Living with not knowing must be excruciating! What will today look like?  What will the day after look like? Can peace ever be an outcome? How do you live surrounded externally and internally with enemies who want to destroy you?  Can you hold compassion for the innocent in Gaza? Can you continue to defend your country all the while with the sacrifice of so many, hostages, civilians, and soldiers alike?  Do you feel powerless, and distraught at the state of your government?  Can you listen to those you disagree with?  And who will you be when you come though this time?  Is it possible to make sense of the Israel of today without having to know the answers to the Israel of tomorrow?

Well, here’s where most of us stand at this moment:  Everything that we thought about Israel has been shattered. Our beliefs have crashed. No longer can we believe that Israel is a safe haven for Jews. No longer can we believe that independence meant pogroms could no longer happen and that Zionism is the answer to end the cycle of destructive Jewish history.  Some of us are shattered in our belief that God would be there for us when human abilities fail.

Frankly, if we don’t believe the other side wants peace, should we keep trying?  Our response to the Holocaust was to get power, but if we have to be brutal to survive, what does that do to the moral health of our society? Can power and morality co-exist? Israeli scholar, Dr Tal Becker, who among his many achievements authored the Abraham Accords between Israel and the United Arab Emirates and Bahrain in 2020, insists that the IDF is fighting the Gaza war in a just way despite the enemy not operating with the same principles.  Are we convinced?  Yet, I know I personally remain committed to the deep belief that the need for a democratic homeland, committed to equal rights and religious freedoms should govern our actions.

Beloved Israel, I owe a great debt to you.  How can I begin to fulfil that debt to you at this moment?  I know it’s not about making new memories right now.  It’s about connecting to all my family in Israel, and Israeli family has no familial limits.  I know I need to better understand the complexities of the crisis and all the forces that conflict with each other as well as those that are uniting you.  I need to learn from you how to live and act in the uncomfortable space of not knowing.  I must have the courage to dream about tomorrow and pray that tomorrow will come soon and that tomorrow will be the time for peace.  Even if my prayers are not answered during these High Holydays, I pray that my prayers are heard by you, and that you know I am praying for you, my beloved Israel.

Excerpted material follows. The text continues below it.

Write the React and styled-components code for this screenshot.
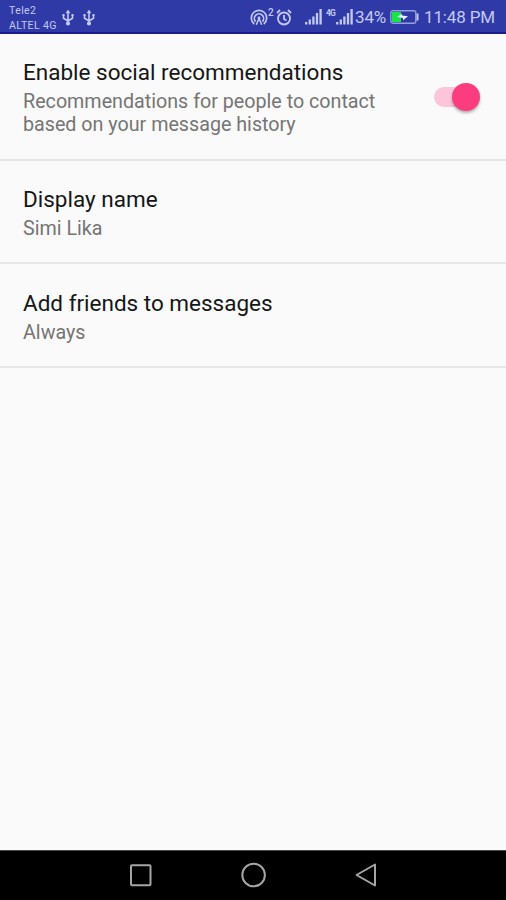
import React from "react";
import styled, { createGlobalStyle } from "styled-components";

const GlobalStyle = createGlobalStyle`
  * { box-sizing: border-box; }
  body { margin: 0; background: #fafafa; font-family: Roboto, sans-serif; }
`;

const Screen = styled.div`
  display: flex;
  flex-direction: column;
  width: 506px;
  height: 900px;
  overflow: hidden;
  background: #fafafa;
`;

const StatusBar = styled.header`
  display: flex;
  flex: none;
  justify-content: space-between;
  height: 34px;
  padding: 0 10px 0 9px;
  background: #303aa6;
  border-bottom: 2px solid #1a1b91;
  color: #c3c9f3;
`;

const StatusGroup = styled.div`
  display: flex;
  align-items: flex-start;
`;

const Carriers = styled.div`
  width: 52px;
  padding-top: 3px;
  font-size: 10.5px;
  line-height: 15px;
  letter-spacing: 0.4px;
  white-space: nowrap;
`;

const StatusText = styled.span`
  width: ${(p) => p.$width}px;
  margin-left: ${(p) => p.$gap}px;
  padding-top: 7px;
  font-size: 17px;
  line-height: 21px;
  letter-spacing: -0.15px;
  white-space: nowrap;
`;

const Glyph = styled.svg`
  display: block;
  flex: none;
  margin-left: ${(p) => p.$gap || 0}px;
  margin-top: ${(p) => p.$top}px;
  fill: none;
  stroke: currentColor;
  overflow: visible;
`;

const NetworkLabel = styled.sup`
  width: 10px;
  margin: 9px 0 0 4px;
  font-size: 8.5px;
  font-weight: 700;
  line-height: 9px;
  letter-spacing: -0.9px;
`;

const HotspotCount = styled(NetworkLabel)`
  width: 7px;
  margin: 8px 0 0 0;
  font-size: 10px;
  font-weight: 500;
`;

const Settings = styled.main`
  flex: 1;
`;

const Row = styled.section`
  display: flex;
  justify-content: space-between;
  height: ${(p) => p.$height}px;
  padding: ${(p) => p.$top}px 26px 0 23px;
  border-bottom: 2px solid #e6e6e6;
`;

const Title = styled.h2`
  margin: 0;
  color: #161616;
  font-size: 22.5px;
  font-weight: 400;
  line-height: 27px;
  white-space: nowrap;
`;

const Summary = styled.p`
  margin: 4px 0 0;
  color: #757575;
  font-size: 19.7px;
  line-height: 23px;
  white-space: nowrap;
`;

const Switch = styled.button`
  display: flex;
  align-items: center;
  justify-content: flex-end;
  width: 46px;
  height: 20px;
  margin: 28px 0 0;
  padding: 0;
  border: 0;
  border-radius: 10px;
  background: linear-gradient(#fec4d9, #fec4d9) 0 0 / 36px 20px no-repeat;
`;

const Thumb = styled.span`
  width: 28px;
  height: 28px;
  flex: none;
  border-radius: 50%;
  background: #fb3d7f;
  box-shadow: 0 2px 3px rgba(0, 0, 0, 0.3);
`;

const Navigation = styled.nav`
  display: flex;
  flex: none;
  align-items: center;
  justify-content: center;
  gap: 88px;
  height: 50px;
  padding-left: 2px;
  border-top: 1px solid #4a4a4a;
  background: #000;
  color: #a5a5a5;
`;

const NavButton = styled.button`
  display: flex;
  padding: 0;
  border: 0;
  background: none;
  color: inherit;
`;

function Usb({ gap }) {
  return (
    <Glyph $gap={gap} $top={9} width="14" height="17" viewBox="0 0 14 17" strokeWidth="1.6">
      <path d="M7 2v13M2.5 6v3.3L7 12M11.5 6v3.3L7 12" />
      <path d="M5 4l2-3 2 3z" fill="currentColor" strokeWidth=".5" />
      <circle cx="7" cy="14.5" r="1.3" fill="currentColor" />
      <path d="M1.5 5h2v2h-2zM10.5 5h2v2h-2z" fill="currentColor" stroke="none" />
    </Glyph>
  );
}

function Signal({ gap }) {
  return (
    <Glyph $gap={gap} $top={9} width="17" height="16" viewBox="0 0 17 16" strokeWidth="2.3">
      <path d="M1.2 15.5v-2.5M4.8 15.5v-5M8.4 15.5V7.5M12 15.5V4M15.6 15.5V0" />
    </Glyph>
  );
}

export default function App() {
  return (
    <>
      <GlobalStyle />
      <Screen>
        <StatusBar>
          <StatusGroup>
            <Carriers>
              <div>Tele2</div>
              <div>ALTEL 4G</div>
            </Carriers>
            <Usb />
            <Usb gap={7} />
          </StatusGroup>
          <StatusGroup>
            <Glyph $top={9} width="18" height="17" viewBox="0 0 18 17" strokeWidth="1.7">
              <path d="M4.2 15A7.7 7.7 0 1 1 13.8 15M5.6 12.6A4.6 4.6 0 1 1 12.4 12.6" />
              <path d="M6.3 15.8L9 9.5l2.7 6.3" strokeWidth="1.5" />
              <circle cx="9" cy="9" r="1.4" fill="currentColor" stroke="none" />
            </Glyph>
            <HotspotCount>2</HotspotCount>
            <Glyph $top={9} $gap={1} width="16" height="17" viewBox="0 0 16 17" strokeWidth="1.8">
              <circle cx="8" cy="9.5" r="6" />
              <path d="M8 6v4l2.5 1.5M1 4l3-3M12 1l3 3" />
            </Glyph>
            <Signal gap={13} />
            <NetworkLabel>4G</NetworkLabel>
            <Signal gap={0} />
            <StatusText $width={31} $gap={2}>34%</StatusText>
            <Glyph $top={10} $gap={4} width="29" height="14" viewBox="0 0 29 14" strokeWidth="1.4">
              <rect x=".8" y=".8" width="25" height="12.4" rx="2" stroke="#949fe0" />
              <path d="M2 2h9v10H2z" fill="#17e34b" stroke="none" />
              <path d="M7 7l5-3.3v1.8l6 .8-5 4v-2.3z" fill="#e5f2fb" stroke="none" />
              <path d="M27.5 3.5v7" strokeWidth="2" />
            </Glyph>
            <StatusText $width={72} $gap={5}>11:48 PM</StatusText>
          </StatusGroup>
        </StatusBar>
        <Settings>
          <Row $height={127} $top={25}>
            <div>
              <Title>Enable social recommendations</Title>
              <Summary>
                Recommendations for people to contact
                <br />
                based on your message history
              </Summary>
            </div>
            <Switch role="switch" aria-checked="true" aria-label="Enable social recommendations">
              <Thumb />
            </Switch>
          </Row>
          <Row $height={103} $top={25}>
            <div>
              <Title>Display name</Title>
              <Summary>Simi Lika</Summary>
            </div>
          </Row>
          <Row $height={104} $top={26}>
            <div>
              <Title>Add friends to messages</Title>
              <Summary>Always</Summary>
            </div>
          </Row>
        </Settings>
        <Navigation>
          <NavButton aria-label="Recent apps">
            <Glyph $top={-1} width="24" height="26" viewBox="0 0 24 26" strokeWidth="2">
              <rect x="2" y="3.2" width="19.5" height="20" rx="1" />
            </Glyph>
          </NavButton>
          <NavButton aria-label="Home">
            <Glyph $top={-1} width="26" height="26" viewBox="0 0 26 26" strokeWidth="2">
              <circle cx="12.6" cy="13" r="11.3" />
            </Glyph>
          </NavButton>
          <NavButton aria-label="Back">
            <Glyph $top={-1} width="24" height="26" viewBox="0 0 24 26" strokeWidth="2" strokeLinejoin="round">
              <path d="M20 2.5v21L1.5 13z" />
            </Glyph>
          </NavButton>
        </Navigation>
      </Screen>
    </>
  );
}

The biblical Book of Ecclesiastes reminds us that a season is set for everything. A time for slaying and a time for healing. A time for loving and a time for hating. A time for war and a time for peace.  We must have the courage to dream about tomorrow because the element of time is unchangeable, and yet time changes everything in our lives, including the possibility of the transition from war to peace.

It’s time for me to compose a new letter to my beloved Israel.  It will begin with:  May our Teshuvah this Yom Kippur, our cycle of returning to our purer selves radiate out to Israel and all the warring world so that lives can be lived, memories made, and dreams fulfilled!  Am Yisrael Chai!